§ **Written task**:
Starting at the line that contains "Reproduce this screenshot" and stopping at the line that contains "const [state, setState]", return those lines exactly and nothing else. Both end lines count; pictures do not.

Code that builds pages:
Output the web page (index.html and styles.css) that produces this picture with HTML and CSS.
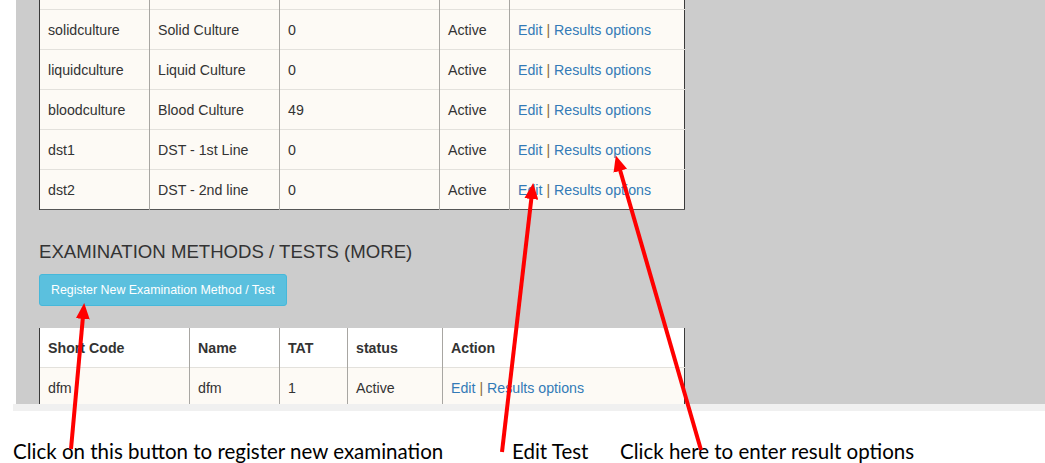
FILE: index.html
```html
<!DOCTYPE html>
<html>
<head>
<meta charset="utf-8">
<link rel="stylesheet" href="styles.css">
</head>
<body>
<div class="page">
  <div class="panel">
    <table class="grid grid-top">
      <colgroup><col class="c1"><col class="c2"><col class="c3"><col class="c4"><col class="c5"></colgroup>
      <tbody>
        <tr class="cut"><td></td><td></td><td></td><td></td><td></td></tr>
        <tr><td>solidculture</td><td>Solid Culture</td><td>0</td><td>Active</td><td><a href="#">Edit</a> <span class="sep">|</span> <a href="#">Results options</a></td></tr>
        <tr><td>liquidculture</td><td>Liquid Culture</td><td>0</td><td>Active</td><td><a href="#">Edit</a> <span class="sep">|</span> <a href="#">Results options</a></td></tr>
        <tr><td>bloodculture</td><td>Blood Culture</td><td>49</td><td>Active</td><td><a href="#">Edit</a> <span class="sep">|</span> <a href="#">Results options</a></td></tr>
        <tr><td>dst1</td><td>DST - 1st Line</td><td>0</td><td>Active</td><td><a href="#">Edit</a> <span class="sep">|</span> <a href="#">Results options</a></td></tr>
        <tr><td>dst2</td><td>DST - 2nd line</td><td>0</td><td>Active</td><td><a href="#">Edit</a> <span class="sep">|</span> <a href="#">Results options</a></td></tr>
      </tbody>
    </table>

    <h3 class="section-title">EXAMINATION METHODS / TESTS (MORE)</h3>
    <button class="btn-info">Register New Examination Method / Test</button>

    <table class="grid grid-bottom">
      <colgroup><col class="d1"><col class="d2"><col class="d3"><col class="d4"><col class="d5"></colgroup>
      <thead>
        <tr><th>Short Code</th><th>Name</th><th>TAT</th><th>status</th><th>Action</th></tr>
      </thead>
      <tbody>
        <tr><td>dfm</td><td>dfm</td><td>1</td><td>Active</td><td><a href="#">Edit</a> <span class="sep">|</span> <a href="#">Results options</a></td></tr>
      </tbody>
    </table>
  </div>
  <div class="strip"></div>
  <div class="notes">
    <span class="note note-1">Click on this button to register new examination</span>
    <span class="note note-2">Edit Test</span>
    <span class="note note-3">Click here to enter result options</span>
  </div>

  <svg class="arrows" width="1045" height="463" viewBox="0 0 1045 463">
    <defs>
      <marker id="head" markerUnits="userSpaceOnUse" markerWidth="16" markerHeight="14" refX="6" refY="7" orient="auto">
        <path d="M0,0 L16,7 L0,14 z" fill="#ff0000"/>
      </marker>
    </defs>
    <line x1="71" y1="449" x2="83.3" y2="313" stroke="#ff0000" stroke-width="4" marker-end="url(#head)"/>
    <line x1="502" y1="452" x2="532" y2="193" stroke="#ff0000" stroke-width="4" marker-end="url(#head)"/>
    <line x1="701" y1="450" x2="618.6" y2="165" stroke="#ff0000" stroke-width="4" marker-end="url(#head)"/>
  </svg>
</div>
</body>
</html>
```

FILE: styles.css
```css
* { box-sizing: border-box; }

html, body {
  margin: 0;
  padding: 0;
  background: #ffffff;
}

.page {
  position: relative;
  width: 1045px;
  height: 463px;
  overflow: hidden;
  font-family: "Liberation Sans", Arial, Helvetica, sans-serif;
  font-size: 14px;
  color: #333333;
}

.panel {
  margin-left: 16px;
  height: 404px;
  background: #cccccc;
  padding-left: 23px;
  overflow: hidden;
}

.grid {
  border-collapse: collapse;
  table-layout: fixed;
  width: 645px;
  background: #fdfaf5;
  border-left: 1px solid #3a3a3a;
  border-right: 1px solid #3a3a3a;
}

.grid td, .grid th {
  padding: 10px 8px 9px;
  line-height: 20px;
  font-size: 14.2px;
  text-align: left;
  border-top: 1px solid #e3e1dc;
  border-left: 1px solid #a8a6a2;
  white-space: nowrap;
  overflow: hidden;
}

.grid td:first-child, .grid th:first-child {
  border-left: 1px solid #3a3a3a;
}

.grid-top {
  border-bottom: 1px solid #555555;
}

.grid-top .cut td {
  height: 9px;
  padding: 0;
  border-top: none;
}

.c1 { width: 110px; }
.c2 { width: 130px; }
.c3 { width: 160px; }
.c4 { width: 70px; }
.c5 { width: 175px; }

.d1 { width: 150px; }
.d2 { width: 90px; }
.d3 { width: 68px; }
.d4 { width: 95px; }
.d5 { width: 242px; }

.grid a {
  color: #337ab7;
  text-decoration: none;
}

.sep {
  color: #8a6d3b;
}

.section-title {
  margin: 32px 0 0;
  font-size: 18.6px;
  line-height: 20px;
  font-weight: 500;
  color: #333333;
}

.btn-info {
  display: block;
  margin-top: 12px;
  height: 32px;
  padding: 0 11px;
  font-family: "Liberation Sans", Arial, Helvetica, sans-serif;
  font-size: 12.4px;
  color: #ffffff;
  background: #5bc0de;
  border: 1px solid #46b8da;
  border-radius: 3px;
}

.grid-bottom {
  margin-top: 22px;
}

.grid-bottom thead th {
  background: #ffffff;
  font-weight: bold;
  border-top: none;
}

.strip {
  margin-left: 13px;
  height: 7px;
  background: #f0f0f0;
}

.notes {
  display: flex;
  padding-top: 28px;
  font-family: Lato, "Open Sans", sans-serif;
  font-size: 20.5px;
  line-height: 24px;
  color: #000000;
}

.note { flex: none; white-space: nowrap; }
.note-1 { margin-left: 13px; width: 499px; }
.note-2 { width: 108px; }

.arrows {
  position: absolute;
  top: 0;
  left: 0;
}
```
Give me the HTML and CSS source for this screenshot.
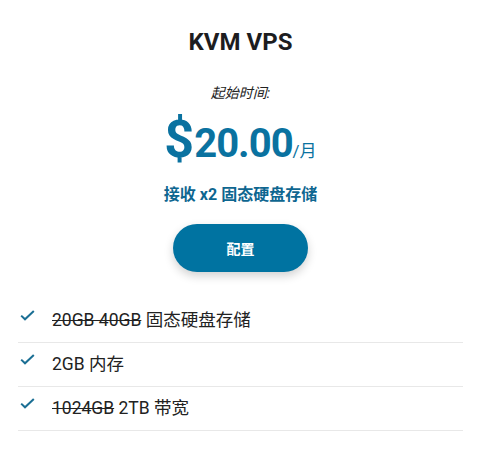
FILE: index.html
```html
<!DOCTYPE html>
<html lang="zh">
<head>
<meta charset="utf-8">
<link rel="stylesheet" href="styles.css">
</head>
<body>
<div class="card">
  <h1 class="title">KVM VPS</h1>
  <div class="start">起始时间:</div>
  <div class="price"><span class="cur">$</span><span class="amt">20.00</span><span class="per">/月</span></div>
  <div class="promo">接收 x2 固态硬盘存储</div>
  <div class="btn-wrap"><a class="btn">配置</a></div>
  <ul class="features">
    <li><span class="check"><svg width="15" height="11" viewBox="0 0 15 11"><path d="M1.2 5.6 L5 9.3 L13.8 1" fill="none" stroke="#1b6f94" stroke-width="2"/></svg></span><span><s>20GB 40GB</s> 固态硬盘存储</span></li>
    <li><span class="check"><svg width="15" height="11" viewBox="0 0 15 11"><path d="M1.2 5.6 L5 9.3 L13.8 1" fill="none" stroke="#1b6f94" stroke-width="2"/></svg></span><span>2GB 内存</span></li>
    <li><span class="check"><svg width="15" height="11" viewBox="0 0 15 11"><path d="M1.2 5.6 L5 9.3 L13.8 1" fill="none" stroke="#1b6f94" stroke-width="2"/></svg></span><span><s>1024GB</s> 2TB 带宽</span></li>
  </ul>
</div>
</body>
</html>
```
FILE: styles.css
```css
html, body { margin: 0; padding: 0; background: #fff; }
body { font-family: Roboto, "Noto Sans CJK SC", sans-serif; color: #222; }
.card { padding: 26px 15px 0 18px; }
.title { margin: 0; text-align: center; font-size: 24px; font-weight: 700; line-height: 32px; color: #1d1d1f; }
.start { margin-top: 26px; text-align: center; font-size: 14px; font-style: italic; line-height: 18px; color: #222; }
.price { margin-top: 10px; text-align: center; color: #0a72a0; font-weight: 700; line-height: 56px; white-space: nowrap; }
.cur { font-size: 52px; }
.amt { font-size: 40px; letter-spacing: -1px; }
.per { font-size: 17px; font-weight: 400; }
.promo { margin-top: 4px; text-align: center; color: #0e6690; font-size: 16px; font-weight: 700; line-height: 22px; }
.btn-wrap { display: flex; justify-content: center; margin-top: 18px; }
.btn { display: flex; align-items: center; justify-content: center; width: 135px; height: 48px; border-radius: 24px; background: #0073a1; color: #fff; font-size: 14px; font-weight: 700; box-shadow: 0 4px 10px rgba(0,0,0,0.18); }
.features { list-style: none; margin: 27px 0 0; padding: 0; }
.features li { box-sizing: border-box; display: flex; align-items: center; gap: 16px; height: 44px; padding-bottom: 4px; border-bottom: 1px solid #e8e8e8; font-size: 17.5px; color: #222; }
.check { display: flex; width: 16px; padding-left: 2px; margin-top: -6px; }
s { text-decoration: line-through; }
```
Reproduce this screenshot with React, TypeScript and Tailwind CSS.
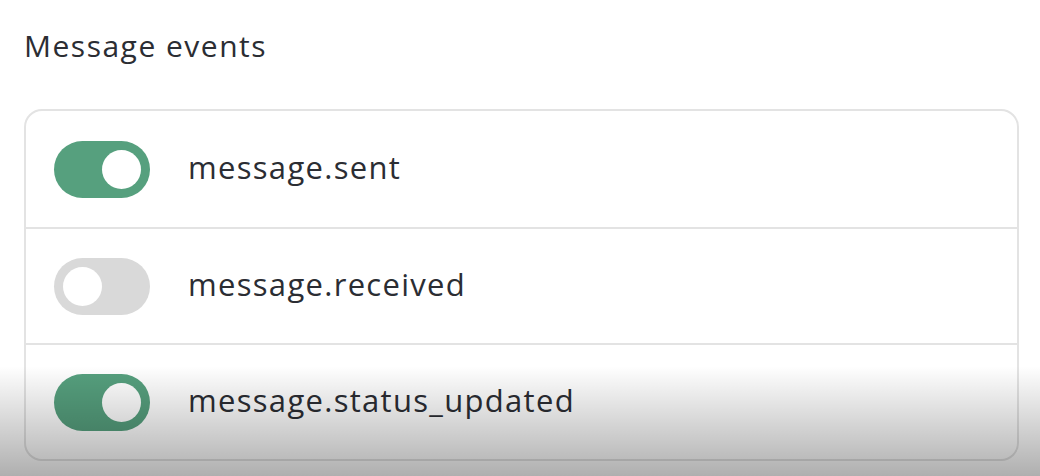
import { useState } from "react";

const events = [
  { name: "message.sent", on: true },
  { name: "message.received", on: false },
  { name: "message.status_updated", on: true },
];

function Toggle({ on, onClick }: { on: boolean; onClick: () => void }) {
  return (
    <button
      onClick={onClick}
      className={`flex h-[57px] w-[96px] shrink-0 items-center rounded-full px-[9px] ${
        on ? "justify-end bg-[#56a07e]" : "justify-start bg-[#d9d9d9]"
      }`}
    >
      <span className="h-[39px] w-[39px] rounded-full bg-white" />
    </button>
  );
}

export default function App() {
  const [state, setState] = useState(events.map((e) => e.on));

  return (
    <div className="relative h-[476px] w-[1040px] overflow-hidden bg-white font-['Open_Sans',sans-serif] text-[#2b2d33]">
      <div className="flex flex-col px-[24px] pt-[24px]">
        <h2 className="h-[44px] text-[30px] leading-[44px] tracking-[1.5px]">Message events</h2>
        <div className="mt-[41px] flex w-[995px] flex-col rounded-[18px] border-2 border-[#e3e3e3]">
          {events.map((ev, i) => (
            <div
              key={ev.name}
              className={`flex h-[116px] items-center gap-[38px] pl-[28px] ${
                i > 0 ? "border-t-2 border-[#e3e3e3]" : ""
              }`}
            >
              <Toggle
                on={state[i]}
                onClick={() => setState((s) => s.map((v, j) => (j === i ? !v : v)))}
              />
              <span className="-mt-[4px] text-[31px] font-medium tracking-[1.3px]">{ev.name}</span>
            </div>
          ))}
        </div>
      </div>
      {/* bottom fade from the recording */}
      <div className="pointer-events-none absolute inset-x-0 bottom-0 h-[110px] bg-gradient-to-b from-transparent to-[#00000050]" />
    </div>
  );
}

§ **The output**:
Reproduce this screenshot with React, TypeScript and Tailwind CSS.
import { useState } from "react";

const events = [
  { name: "message.sent", on: true },
  { name: "message.received", on: false },
  { name: "message.status_updated", on: true },
];

function Toggle({ on, onClick }: { on: boolean; onClick: () => void }) {
  return (
    <button
      onClick={onClick}
      className={`flex h-[57px] w-[96px] shrink-0 items-center rounded-full px-[9px] ${
        on ? "justify-end bg-[#56a07e]" : "justify-start bg-[#d9d9d9]"
      }`}
    >
      <span className="h-[39px] w-[39px] rounded-full bg-white" />
    </button>
  );
}

export default function App() {
  const [state, setState] = useState(events.map((e) => e.on));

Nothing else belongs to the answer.